Go 'West,' Young Man
Chuck Adams at Algonquin has acquired world English rights to Jonathan Evison's buzzed-about second novel, West of Here. Evison's strongly reviewed debut, All About Lulu (published by Soft Skull last summer), drew comparisons to Catcher in the Rye; here he writes about the history of an American town.
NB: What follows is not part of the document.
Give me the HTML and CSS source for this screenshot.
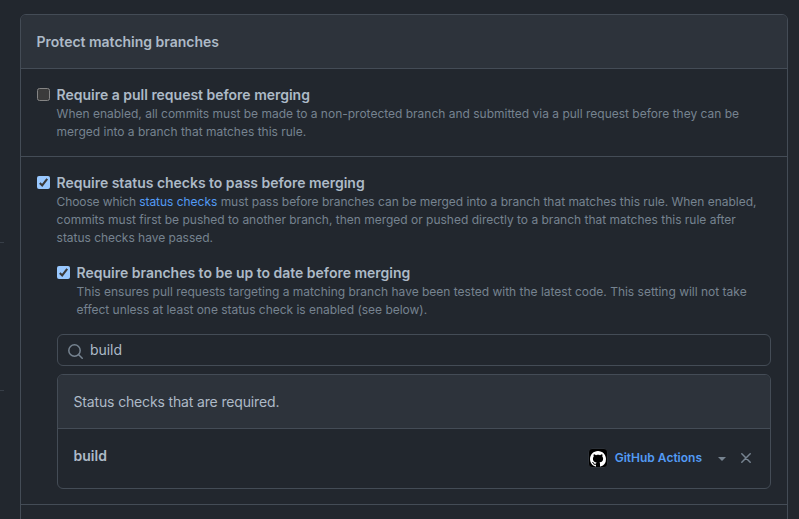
FILE: index.html
```html
<!DOCTYPE html>
<html lang="en">
<head>
<meta charset="utf-8">
<title>Branch protection rule</title>
<link rel="stylesheet" href="styles.css">
</head>
<body>
<div class="page">
  <aside class="rail"><span class="rail-line"></span><span class="rail-line"></span></aside>
  <main class="box">
    <header class="box-header"><h1>Protect matching branches</h1></header>
    <section class="rule rule-pr">
      <span class="check"></span>
      <div class="rule-body">
        <h2>Require a pull request before merging</h2>
        <p>When enabled, all commits must be made to a non-protected branch and submitted via a pull request before they can be<br>merged into a branch that matches this rule.</p>
      </div>
    </section>
    <section class="rule rule-status">
      <span class="check checked"><svg viewBox="0 0 13 13"><path d="M2.8 7 5.2 9.4 10.2 2.8"/></svg></span>
      <div class="rule-body">
        <h2 class="snug">Require status checks to pass before merging</h2>
        <p><span class="tight">Choose which </span><span class="snug"><a>status checks</a> must pass before branches can be merged into a branch that matches this rule. When enabled,</span><br>commits must first be pushed to another branch, then merged or pushed directly to a branch that matches this rule after<br><span class="snug">status checks have passed.</span></p>
        <div class="subrule">
          <span class="check checked"><svg viewBox="0 0 13 13"><path d="M2.8 7 5.2 9.4 10.2 2.8"/></svg></span>
          <div class="rule-body">
            <h2>Require branches to be up to date before merging</h2>
            <p>This ensures pull requests targeting a matching branch have been tested with the latest code. This setting will not take<br><span class="snug">effect unless at least one status check is enabled (see below).</span></p>
          </div>
        </div>
        <div class="search">
          <svg class="search-icon" viewBox="0 0 15 15"><circle cx="6.5" cy="6.5" r="5.7"/><path d="m10.7 10.7 3.5 3.5"/></svg>
          <span>build</span>
        </div>
        <div class="checks">
          <div class="checks-header"><span>Status checks that are required.</span></div>
          <div class="checks-row">
            <strong>build</strong>
            <span class="avatar"><svg viewBox="0 0 16 16"><path d="M8 0C3.58 0 0 3.58 0 8c0 3.54 2.29 6.53 5.47 7.59.4.07.55-.17.55-.38 0-.19-.01-.82-.01-1.49-2.01.37-2.53-.49-2.69-.94-.09-.23-.48-.94-.82-1.13-.28-.15-.68-.52-.01-.53.63-.01 1.08.58 1.23.82.72 1.21 1.87.87 2.33.66.07-.52.28-.87.51-1.07-1.78-.2-3.64-.89-3.64-3.95 0-.87.31-1.59.82-2.15-.08-.2-.36-1.02.08-2.12 0 0 .67-.21 2.2.82.64-.18 1.32-.27 2-.27s1.36.09 2 .27c1.53-1.04 2.2-.82 2.2-.82.44 1.1.16 1.92.08 2.12.51.56.82 1.27.82 2.15 0 3.07-1.87 3.75-3.65 3.95.29.25.54.73.54 1.48 0 1.07-.01 1.93-.01 2.2 0 .21.15.46.55.38A8.01 8.01 0 0 0 16 8c0-4.42-3.58-8-8-8Z"/></svg></span>
            <a class="app">GitHub Actions</a>
            <span class="caret"></span>
            <svg class="close" viewBox="0 0 10 10"><path d="m.8.8 8.4 8.4M9.2.8.8 9.2"/></svg>
          </div>
        </div>
      </div>
    </section>
  </main>
</div>
</body>
</html>
```
FILE: styles.css
```css
* { box-sizing: border-box; }
body { margin: 0; background: #22272e; color: #adbac7; font-family: Inter, sans-serif; overflow: hidden; }
h1, h2, p { margin: 0; }
.page { display: flex; height: 519px; overflow: hidden; }
.rail { width: 20px; padding-top: 242px; }
.rail-line { display: block; width: 4px; height: 1px; margin-bottom: 147px; background: #373e47; }
.box { width: 768px; height: 540px; margin-top: 14px; border: 1px solid #444c56; border-radius: 6px; overflow: hidden; flex: none; }
.box-header { height: 54px; padding: 0 16px; display: flex; align-items: center; background: #2d333b; border-bottom: 1px solid #444c56; }
h1, h2 { font-size: 14px; font-weight: 600; line-height: 21px; letter-spacing: -.015px; text-indent: -.4px; white-space: nowrap; }
p { font-size: 12px; line-height: 18px; color: #768390; letter-spacing: -.005px; margin-left: -.4px; white-space: nowrap; }
a { color: #539bf5; }
.tight { letter-spacing: -.12px; }
.snug { letter-spacing: -.03px; }
.rule { display: flex; padding: 15px 16px 0; border-bottom: 1px solid #444c56; }
.rule-pr { height: 88px; }
.rule-status { height: 348px; }
.check { flex: none; width: 13px; height: 13px; margin: 4px 7px 0 0; border: 1px solid #858585; border-radius: 2.5px; background: #3b3b3b; }
.checked { border: 0; border-radius: 2px; background: #99c8ff; }
.check svg { display: block; width: 13px; height: 13px; fill: none; stroke: #3b3b3b; stroke-width: 2.1; }
.subrule { display: flex; margin-top: 15px; }
.search { width: 714px; height: 32px; margin-top: 15px; padding: 0 9px 1px 10px; display: flex; align-items: center; gap: 7px; border: 1px solid #444c56; border-radius: 6px; font-size: 14px; letter-spacing: -.05px; }
.search-icon { width: 15px; height: 15px; margin-top: 3px; fill: none; stroke: #768390; stroke-width: 1.5; stroke-linecap: round; }
.checks { width: 714px; height: 115px; margin-top: 8px; border: 1px solid #444c56; border-radius: 6px; overflow: hidden; font-size: 14px; }
.checks-header { height: 54px; padding: 0 15.5px; display: flex; align-items: center; background: #2d333b; border-bottom: 1px solid #444c56; letter-spacing: -.15px; }
.checks-row { height: 58px; padding: 0 19px 0 15.5px; display: flex; align-items: center; }
.checks-row strong { font-weight: 600; margin-right: auto; padding-bottom: 5px; }
.avatar { width: 20px; height: 20px; padding: 2px 1px 0; border: 1px solid #2b3037; border-radius: 4px; background: #000; }
.avatar svg { display: block; width: 16px; height: 16px; fill: #fff; }
.app { margin-left: 7px; padding-bottom: 2px; font-size: 12px; font-weight: 600; }
.caret { margin: 2px 15px 0 16px; border: 4px solid transparent; border-top-color: #768390; border-bottom: 0; }
.close { width: 10px; height: 10px; fill: none; stroke: #768390; stroke-width: 1.5; stroke-linecap: round; }
```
Mollie Glick, who brokered the deal, compared the book to David Mitchell's Cloud Atlas, saying it touches on “themes of regeneration, the trappings of history and the elusive nature of perception.” Movie scouts are also eager to get their hands on West, which Glick said has not officially gone out for film; Lulu was optioned by Crossroads Films last year.
Global Warming 3.0
Thomas Dunne's Peter Joseph acquired, at auction, Curt Stager's post—global warming tome, Our Future Earth: Climate Whiplash and the Next 100,000 Years of Global Cooling from Sandra Dijkstra. Stager—a professor of paleoclimatology (i.e., the study of ancient climates) at Paul Smith's College in upstate New York, who's written for both science journals and consumer publications (like National Geographic)—draws on the work of various climatologists to offer the first hypothesis of what the next 100,000 years on Earth will look like, after the effects of global warming have taken hold. Thomas Dunne has world rights, excluding world English, and foreign rights have already been sold in Canada and Australia.